You and your employer can invest an amount equivalent to your annual salary each year and receive tax relief on the contributions, up to a maximum of £225,000.
The government offers tax relief on contributions of 22p for every 78p invested. A higher-rate taxpayer can claim a further 18p through their tax return.
By contributing an extra £6,000 to their pension a higher-rate taxpayer gets £2,400 in tax relief.
Beat the trust penalty
Tens of thousands of people are being urged to review their wills or face being stung with inheritance-tax (IHT) charges on their assets.
The clampdown hits two types of trust that are often written into wills to provide for family members – accumulation and maintenance (A&M) and interest in possession.
Before the new rules, gifts into the trusts were usually exempt from IHT but from April they could be subject to 20% tax above the IHT threshold of £300,000, as well as 6% charges every decade.
The charges applied immediately to trusts set up after March 2006, but existing trusts were given until April 5 this year to make changes.
Families can avoid the new charges on an A&M trust by making sure that the children become absolutely entitled to the assets at 18.
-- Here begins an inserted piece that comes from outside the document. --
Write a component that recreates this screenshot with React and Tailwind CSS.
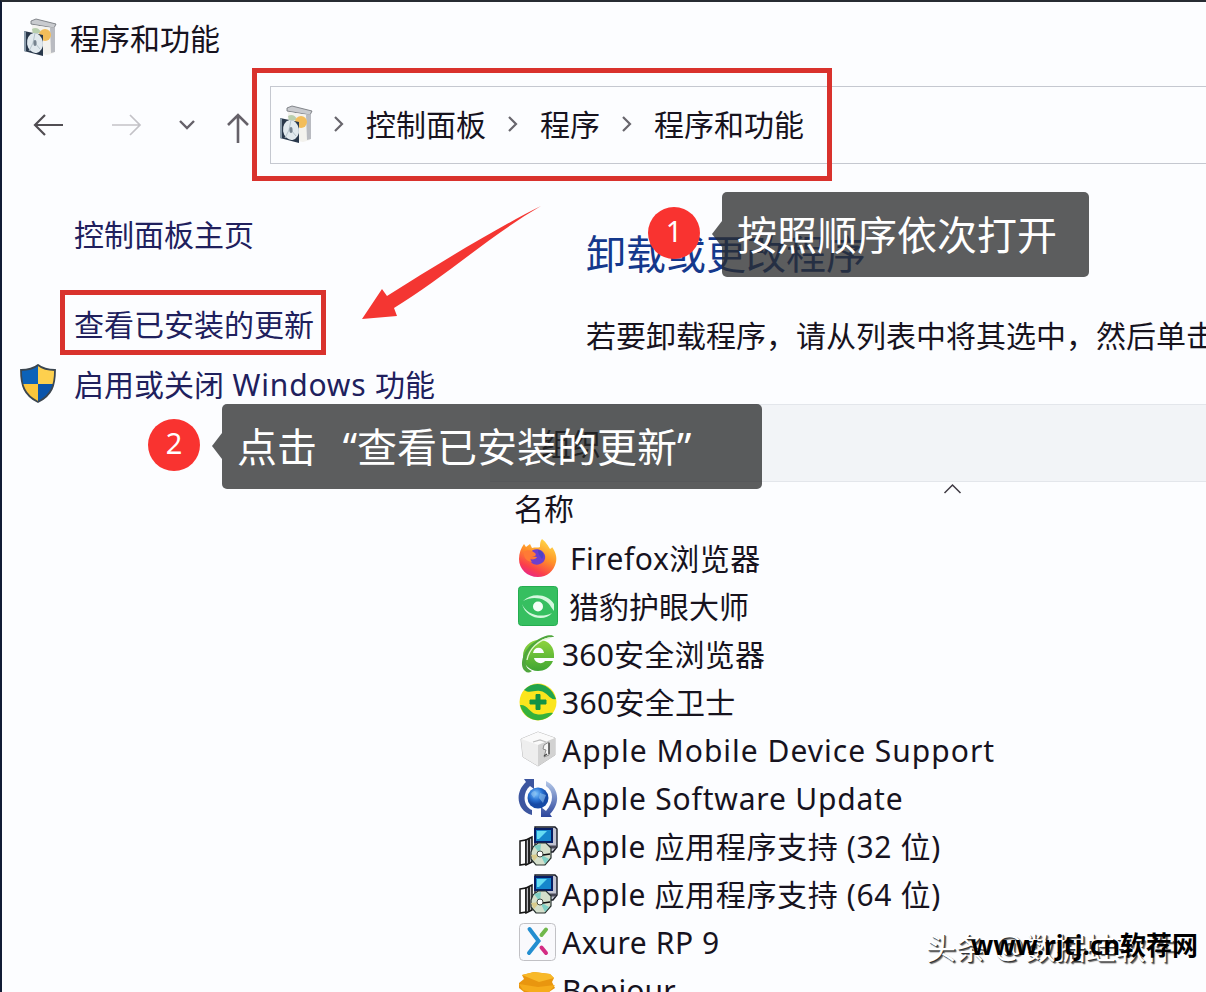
function ProgramsIcon({ className }) {
  return (
    <svg className={className} viewBox="0 0 34 40">
      <path d="M8 3L13 1L33 6L31 10L8 6Z" fill="#c9cbcf" stroke="#777a80" strokeWidth="0.9" />
      <path d="M9 7L31 10V35L24 37L8 34Z" fill="#f3f2ee" />
      <path d="M27 10L32 9V34L28 35Z" fill="#b9bbc1" />
      <path d="M9 11C12 9 17 10 18 15L10 16Z" fill="#b9cfae" />
      <circle cx="22" cy="17" r="6" fill="#f3bd5a" />
      <path d="M1 13L20 17V38L1 33Z" fill="#29384b" />
      <path d="M1 13L3 13.5V33.5L1 33Z" fill="#8b9cab" />
      <ellipse cx="12" cy="25" rx="8" ry="10" fill="#e1e9ee" transform="rotate(-9 12 25)" />
      <path d="M12 15L10 25L6 33M12 25L17 31" stroke="#b6c4cc" strokeWidth="1" fill="none" />
      <ellipse cx="12" cy="25" rx="1.6" ry="3" fill="#76838f" />
    </svg>
  );
}

function ShieldIcon() {
  return (
    <svg className="mb-1 h-[39px] w-[36px] shrink-0" viewBox="0 0 36 39">
      <defs>
        <clipPath id="shield">
          <path d="M18 1C13 5 7 6 1 6C1 21 4 31 18 38C32 31 35 21 35 6C29 6 23 5 18 1Z" />
        </clipPath>
      </defs>
      <g clipPath="url(#shield)">
        <path d="M0 0H18V20H0Z" fill="#0c62b8" />
        <path d="M18 0H36V20H18Z" fill="#fdd04e" />
        <path d="M0 20H18V39H0Z" fill="#fbc63c" />
        <path d="M18 20H36V39H18Z" fill="#0b55ab" />
      </g>
      <path
        d="M18 1C13 5 7 6 1 6C1 21 4 31 18 38C32 31 35 21 35 6C29 6 23 5 18 1Z"
        fill="none"
        stroke="#3b4650"
        strokeWidth="1.8"
      />
    </svg>
  );
}

function FirefoxIcon() {
  return (
    <svg className="h-10 w-10" viewBox="0 0 40 40">
      <defs>
        <linearGradient id="fox" x1="0.8" y1="0" x2="0.3" y2="1">
          <stop offset="0" stopColor="#ffe04a" />
          <stop offset="0.45" stopColor="#ff9328" />
          <stop offset="0.8" stopColor="#fb3f4b" />
          <stop offset="1" stopColor="#e7268a" />
        </linearGradient>
      </defs>
      <path
        d="M24 1C29 5 30 8 32 11C34 10 34 9 34 9C38 14 39 20 38 24C36 33 29 39 20 39C9 39 1 31 1 21C1 15 3 10 6 6L8 9L12 6L14 10C17 9 20 10 22 9C22 6 22 3 24 1Z"
        fill="url(#fox)"
      />
      <path d="M12 15C14 11 20 10 24 13C29 17 28 24 22 26C17 28 12 25 12 21C15 22 18 21 19 19C16 19 13 18 12 15Z" fill="#6d3fce" />
      <path d="M20 12C25 13 27 17 24 21C22 18 20 16 20 12Z" fill="#4c43c4" />
      <path d="M6 14C9 11 14 12 17 15C19 17 17 19 14 18C12 20 12 22 14 24C8 23 5 19 6 14Z" fill="#ff7a35" />
    </svg>
  );
}

function EyeIcon() {
  return (
    <svg className="h-10 w-10" viewBox="0 0 40 40">
      <rect x="0.5" y="0.5" width="39" height="39" rx="3" fill="#36bf60" stroke="#25ad50" />
      <path d="M5 15C14 6 30 8 36 18V25L33 21C29 12 15 9 5 15Z" fill="#d5f8de" />
      <path d="M4 18C8 28 22 33 34 27C27 36 8 33 4 18Z" fill="#d5f8de" />
      <circle cx="20" cy="20.500" r="5" fill="#f4fff7" />
    </svg>
  );
}

function BrowserIcon() {
  return (
    <svg className="h-10 w-10" viewBox="0 0 40 40">
      <defs>
        <linearGradient id="browser" x1="0" y1="0" x2="0" y2="1">
          <stop offset="0" stopColor="#8fd43d" />
          <stop offset="1" stopColor="#3fa533" />
        </linearGradient>
      </defs>
      <path
        d="M36 24H16C17 29 24 31 27 27H35C32 34 26 37 20 37C11 37 5 30 5 22C5 13 12 6 21 6C31 6 37 13 36 24ZM15 19H26C25 12 16 12 15 19Z"
        fill="url(#browser)"
        fillRule="evenodd"
      />
      <path d="M7 37C0 31 6 14 18 7C26 1 35 0 36 3C24 2 9 14 8 26C7 32 9 35 14 37C11 39 9 39 7 37Z" fill="#4fa63d" />
      <path d="M9 26C11 15 20 6 32 4" fill="none" stroke="#e3f7d3" strokeWidth="1.3" />
    </svg>
  );
}

function GuardIcon() {
  return (
    <svg className="h-10 w-10" viewBox="0 0 40 40">
      <circle cx="20" cy="20" r="18.500" fill="#fbe51d" />
      <path d="M6 8C15 -2 32 0 38 17C32 19 30 10 22 9C15 8 12 12 6 8Z" fill="#21a34c" />
      <path d="M2 23C9 22 12 31 18 32C25 34 29 30 35 31C26 42 7 41 2 23Z" fill="#35b13c" />
      <path d="M18 12.500H22V18H28V22H22V27.500H18V22H12V18H18Z" fill="#139245" stroke="#139245" strokeLinejoin="round" />
    </svg>
  );
}

function BoxIcon() {
  return (
    <svg className="h-10 w-10" viewBox="0 0 40 40">
      <path d="M3 9L20 2L37 8V25L20 36L5 27Z" fill="#f2f2f2" stroke="#bcbcbc" />
      <path d="M3 9L20 2L37 8L20 15Z" fill="#fafafa" />
      <path d="M20 15L37 8V25L20 36Z" fill="#d2d2d2" />
      <path d="M3 9L20 15V36L5 27Z" fill="#eeeeee" />
      <path d="M15 12L22 10L28 12" fill="none" stroke="#bcbcbc" strokeWidth="1.3" />
      <path d="M26 15L31 12V25L26 27L28 20L25 19Z" fill="#f6f6f6" stroke="#777" strokeWidth="0.8" />
      <path d="M31 13V24M26 26L29 24" stroke="#444" strokeWidth="1.3" />
    </svg>
  );
}

function UpdateIcon() {
  return (
    <svg className="h-10 w-10" viewBox="0 0 40 40">
      <defs>
        <radialGradient id="globe" cx="0.4" cy="0.3">
          <stop offset="0" stopColor="#81c8ff" />
          <stop offset="0.6" stopColor="#2a73d3" />
          <stop offset="1" stopColor="#164aa5" />
        </radialGradient>
        <linearGradient id="sweep" x1="0" y1="0" x2="0" y2="1">
          <stop offset="0" stopColor="#b5c9e9" />
          <stop offset="1" stopColor="#2b459c" />
        </linearGradient>
      </defs>
      <path d="M14 37C-1 33 -4 15 8 4L6 1H16V11L12 8C4 15 5 28 14 32Z" fill="#3c559f" />
      <path d="M28 3C41 9 43 25 32 36L34 39H23V29L28 33C36 24 36 13 28 8Z" fill="url(#sweep)" />
      <circle cx="20" cy="20" r="10.500" fill="url(#globe)" />
      <path d="M13 16C16 11 19 13 18 17L16 20ZM22 15L28 17L25 25L21 20Z" fill="#8fc1ee" opacity="0.6" />
    </svg>
  );
}

function InstallerIcon() {
  return (
    <svg className="h-10 w-10" viewBox="0 0 40 40">
      <path d="M17 1H37L39 3V21L35 26H17Z" fill="#c2c4d2" stroke="#181b25" strokeWidth="1.4" />
      <path d="M17 3H34V16H17Z" fill="#1486cc" stroke="#071e65" strokeWidth="2" />
      <path d="M19 5H29L21 13H19Z" fill="#65dcf2" />
      <path d="M18 21H38" stroke="#484856" strokeWidth="3" />
      <path d="M2 15L8 14V38L2 39Z" fill="#fff" stroke="#171717" strokeWidth="1.500" />
      <path d="M8 14L14 11V36L8 39Z" fill="#b9b9be" stroke="#171717" strokeWidth="1.500" />
      <path d="M11 13V37" stroke="#222" strokeWidth="2" />
      <path d="M15 21L20 17H28L33 22V32L27 39H18L13 33V26Z" fill="#d4dfcb" stroke="#26312f" strokeWidth="1.2" />
      <path d="M22 28L16 20L23 18ZM22 28L31 33L27 38Z" fill="#7ed0c5" />
      <path d="M22 28L13 29L16 35Z" fill="#d9cb8c" />
      <circle cx="22" cy="28" r="3" fill="#fff" stroke="#424942" />
      <path d="M25 29L32 28" stroke="#111" strokeWidth="1.500" />
    </svg>
  );
}

function AxureIcon() {
  return (
    <svg className="h-10 w-10" viewBox="0 0 40 40">
      <rect x="1.500" y="1.500" width="36" height="37" rx="4" fill="#f9f9fc" stroke="#c1c1c5" />
      <path d="M23.500 13L28 7.500" stroke="#70b84b" strokeWidth="4" strokeLinecap="round" />
      <path d="M23.500 25.500L28 31" stroke="#d42b83" strokeWidth="4" strokeLinecap="round" />
      <path d="M11.500 7L20.500 19L11 31" fill="none" stroke="#238ed0" strokeWidth="4" strokeLinecap="round" />
    </svg>
  );
}

function BonjourIcon() {
  return (
    <svg className="h-10 w-10" viewBox="0 0 40 40">
      <path d="M1 13L6 9L4 5L16 2L32 4L36 8L34 12L37 18L31 22V36H6V22L1 18Z" fill="#e9960f" />
      <path d="M4 5L16 2L32 4L36 8L21 12Z" fill="#f8b929" />
      <path d="M1 14L20 17L37 15L31 22L18 24L5 20Z" fill="#f6ac1b" />
    </svg>
  );
}

const programs = [
  { name: "Firefox浏览器", icon: FirefoxIcon, text: "pl-3 tracking-[0.5px]" },
  { name: "猎豹护眼大师", icon: EyeIcon, text: "pl-[11px]" },
  { name: "360安全浏览器", icon: BrowserIcon, text: "pl-1 tracking-[0.2px]" },
  { name: "360安全卫士", icon: GuardIcon, text: "pl-1 tracking-[0.3px]" },
  { name: "Apple Mobile Device Support", icon: BoxIcon, text: "pl-1 tracking-[1px]" },
  { name: "Apple Software Update", icon: UpdateIcon, text: "pl-1 tracking-[0.8px]" },
  { name: "Apple 应用程序支持 (32 位)", icon: InstallerIcon, text: "pl-1 tracking-[0.65px]" },
  { name: "Apple 应用程序支持 (64 位)", icon: InstallerIcon, text: "pl-1 tracking-[0.65px]" },
  { name: "Axure RP 9", icon: AxureIcon, text: "pl-1 tracking-[0.6px]" },
  { name: "Bonjour", icon: BonjourIcon, text: "pl-1 tracking-[0.1px]" },
];

function Separator() {
  return (
    <svg className="h-5 w-3 shrink-0" viewBox="0 0 12 20" fill="none" stroke="#68666d" strokeWidth="2.2">
      <path d="M2 3L9 10L2 17" />
    </svg>
  );
}

function NavBar() {
  return (
    <nav className="flex h-[78px] items-center">
      <div className="flex w-[268px] shrink-0 items-center pl-[31px]">
        <svg className="h-6 w-[31px]" viewBox="0 0 31 24" fill="none" stroke="#514e53" strokeWidth="2.2">
          <path d="M30 12H2M12 2L2 12L12 22" />
        </svg>
        <svg className="ml-[47px] h-6 w-[31px]" viewBox="0 0 31 24" fill="none" stroke="#c3c2c7" strokeWidth="1.7">
          <path d="M1 12H29M19 2L29 12L19 22" />
        </svg>
        <svg className="ml-[35px] h-4 w-[20px]" viewBox="0 0 20 16" fill="none" stroke="#656169" strokeWidth="2.4">
          <path d="M3 4L10 11L17 4" />
        </svg>
        <svg className="ml-[29px] mt-1.5 h-8 w-6" viewBox="0 0 24 32" fill="none" stroke="#656169" strokeWidth="2.6">
          <path d="M12 31V3M2 13L12 3L22 13" />
        </svg>
      </div>
      <div className="flex h-full flex-1 items-center border-y border-l border-[#c5c8d0] pl-2 text-[30px] whitespace-nowrap text-[#17131e]">
        <ProgramsIcon className="h-10 w-[34px] shrink-0" />
        <div className="ml-[20px] flex items-center gap-[21px] pb-0.5">
          <Separator />
          <span>控制面板</span>
          <Separator />
          <span>程序</span>
          <Separator />
          <span>程序和功能</span>
        </div>
      </div>
    </nav>
  );
}

function Sidebar() {
  return (
    <aside className="w-[488px] shrink-0 text-[30px] leading-[44px] whitespace-nowrap text-[#20205d]">
      <div className="pt-[49px] pl-[72px]">控制面板主页</div>
      <div className="pt-[46px] pl-[72px]">查看已安装的更新</div>
      <div className="flex items-center pt-4 pl-[18px]">
        <ShieldIcon />
        <span className="ml-[18px]">
          启用或关闭<span className="tracking-[0.8px]"> Windows </span>功能
        </span>
      </div>
    </aside>
  );
}

function Main() {
  return (
    <main className="min-w-0 flex-1 whitespace-nowrap">
      <h1 className="pt-[62px] pl-24 text-[40px] leading-[56px] text-[#14388c]">卸载或更改程序</h1>
      <p className="mt-[32px] pl-24 text-[30px] leading-[44px] text-[#17131e]">
        若要卸载程序，请从列表中将其选中，然后单击“卸载”
      </p>
      <div className="mt-[46px] flex h-[78px] items-center border-y border-[#e3e6eb] bg-[#f2f4f7] pl-[51px] text-[30px] text-black">
        组织
      </div>
      <div className="flex h-[52px] pl-6 text-[30px] leading-[53px] text-[#17131e]">
        <span>名称</span>
        <svg className="mt-[1px] ml-[369px] h-3 w-5" viewBox="0 0 20 12" fill="none" stroke="#3e3942" strokeWidth="1.500">
          <path d="M1.500 10L9.500 2L17.500 10" />
        </svg>
      </div>
      <ul className="pl-7 text-[30px] text-[#17131e]">
        {programs.map(({ name, icon: Icon, text }) => (
          <li key={name} className="flex h-12 items-center">
            <Icon />
            <span className={text}>{name}</span>
          </li>
        ))}
      </ul>
    </main>
  );
}

function Badge({ children, className }) {
  return (
    <div className={`absolute flex size-[52px] items-center justify-center rounded-full bg-[#f93330] pb-1 text-[29px] text-white ${className}`}>
      {children}
    </div>
  );
}

function Callout({ children, className }) {
  return (
    <div className={`absolute h-[85px] rounded-[5px] bg-[#2b2c2e]/77 pl-[15px] text-[40px] leading-[86px] whitespace-nowrap text-white ${className}`}>
      <svg className="absolute top-[29px] right-full h-[26px] w-[11px]" viewBox="0 0 11 26">
        <path d="M11 0L1 13L11 26Z" fill="#2b2c2e" fillOpacity="0.77" />
      </svg>
      {children}
    </div>
  );
}

function Annotations() {
  return (
    <>
      <div className="absolute top-[68px] left-[252px] h-[113px] w-[580px] border-[5px] border-[#d9322d]" />
      <div className="absolute top-[290px] left-[60px] h-[65px] w-[266px] border-[5px] border-[#d9322d]" />
      <svg className="absolute top-[204px] left-[360px] h-[120px] w-[184px]" viewBox="0 0 184 120">
        <path d="M181 2C135 25 81 58 27 92L22 85L2 115L37 112L34 104C82 75 131 31 181 2Z" fill="#f43632" />
      </svg>
      <Callout className="top-[192px] left-[722px] w-[367px]">按照顺序依次打开</Callout>
      <Callout className="top-[404px] left-[222px] w-[540px]">
        点击<span className="inline-block w-10 text-right">“</span>查看已安装的更新”
      </Callout>
      <Badge className="top-[207px] left-[648px]">1</Badge>
      <Badge className="top-[419px] left-[148px]">2</Badge>
    </>
  );
}

function Watermark() {
  return (
    <>
      <div className="absolute top-[925px] left-[926px] text-[30px] leading-[44px] whitespace-nowrap text-white [text-shadow:1px_1px_0_#333,2px_2px_1px_#666]">
        头条 <span className="mr-0.5 text-[33px]">@</span>数据蛙软件
      </div>
      <div className="absolute top-[926px] left-[971px] text-[26px] leading-[38px] font-bold whitespace-nowrap text-black">
        www.rjtj.cn软荐网
      </div>
    </>
  );
}

export default function App() {
  return (
    <div className="relative h-[992px] w-[1206px] overflow-hidden border-t-2 border-l-2 border-t-[#272c32] border-l-[#111c35] bg-[#fcfdff] font-['Noto_Sans','Noto_Sans_CJK_SC',sans-serif]">
      <header className="flex h-[84px] items-start pt-[15px] pl-[21px] text-[30px] leading-[44px] text-[#17131e]">
        <ProgramsIcon className="mt-px h-10 w-[34px]" />
        <span className="ml-[13px]">程序和功能</span>
      </header>
      <NavBar />
      <div className="flex">
        <Sidebar />
        <Main />
      </div>
      <div className="absolute -top-0.5 -left-0.5 h-[992px] w-[1206px]">
        <Annotations />
        <Watermark />
      </div>
    </div>
  );
}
If you have an interest in possession trusts you should consider whether you want to change the named beneficiary before the new IHT regime comes into full force. Take action to change the beneficiaries before the end of the tax year and you escape the tax charges.
RELIEF FOR BACKING START-UPS
PUTTING his money into an Enterprise Investment Scheme (EIS), enabled Hubert Matthews, 46, to slash this year’s tax bill.
Matthews, from Oxford, has invested in the Oxford Gateway EIS to benefit from the tax breaks.
He said: “The tax advantages are great and I also get to back start-up businesses.”
With an EIS you get 20% income-tax relief on investments of up to £400,000, and can defer capital-gains tax on earnings from other investments if you roll them into the scheme.
Matthews, who works in computing, said claiming tax relief was easy. He receives an EIS certificate, which he sends to Revenue & Customs with his tax return.